静かに執筆、かなわず 色川武大 ゆかりベイシー 生前の逸話紹介【一関】
「色川武大 阿佐田哲也を語る会」が20日、色川が一関市に移り住むきっかけの一つとなった同市地主町のジャズ喫茶ベイシーで開かれ、マスターの菅原正二さんと作家木村紅美さんが色川について語り合った。
ベイシーは住まいを移す前からたびたび色川が訪れていたといい、菅原さんは貸家を世話し、通夜を同市で営んだ。木村さんは今年1月にちくま文庫から発行された「色川武大・阿佐田哲也 ベスト・エッセイ」の解説を執筆した。
2人による語る会では、菅原さんが色川との数々のエピソードを紹介。木村さんは著書を読んだ中で感じていた色川像と重ね合わせながら存在の「デカさ」について語り合った。

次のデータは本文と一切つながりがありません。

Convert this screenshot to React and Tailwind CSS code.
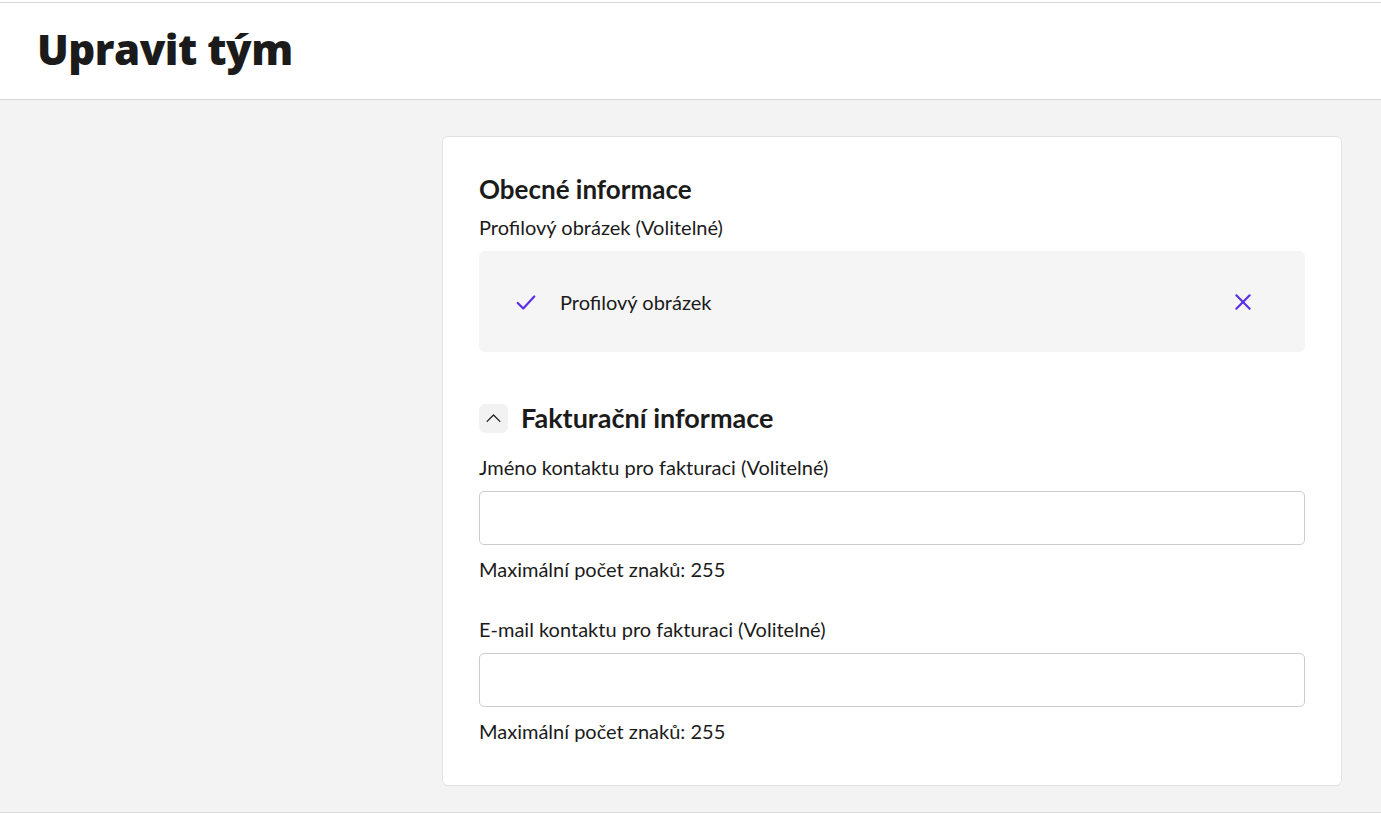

普段は1人で店にいて執筆し、たまに客が来ると盛り上がるという菅原さんの仕事ぶりを見た色川は、菅原さんに「そのやり方いいですね。まねさせてください」と口にしたことがあるという。
菅原さんは「あれは勘違い。それを色川さんがやったら、一関が変わった。とにかく東京から客が来て色川さんは休めなかった。追っ掛けが来るのは計算していなかったんですね。自分の大きさが分かっていなかった」と、1人静かに執筆に専念したいと思いながらも、サービス精神旺盛だった色川の人となりについて語った。
木村さんは「いろんなことから逃げ出したくなったんじゃないか、という心境は『狂人日記』にも表れている。1人でいたい気持ちとサービス精神とで引き裂かれる感じを受ける」と、著書の端々から受け取っていた色川の心境を重ねていた。
また、「世間の『こういう人』とラベルを貼りたがる風潮はいかがなものか」と菅原さんが昨今の風潮に疑問を呈すると、木村さんは「色川の作品の特徴的なところは簡単に白黒付けない書き方。断罪しない。私の『まっぷたつの先生』でも、1人の人間が良くも悪くもあるという書き方をしていて、影響を与えられていたんだなと思う」と、最近読み直しているという色川作品の影響について披歴した。
席を埋め尽くすほど集まった聴衆は、新たな色川象を思い浮かべながら2人の掛け合いに耳を傾けていた。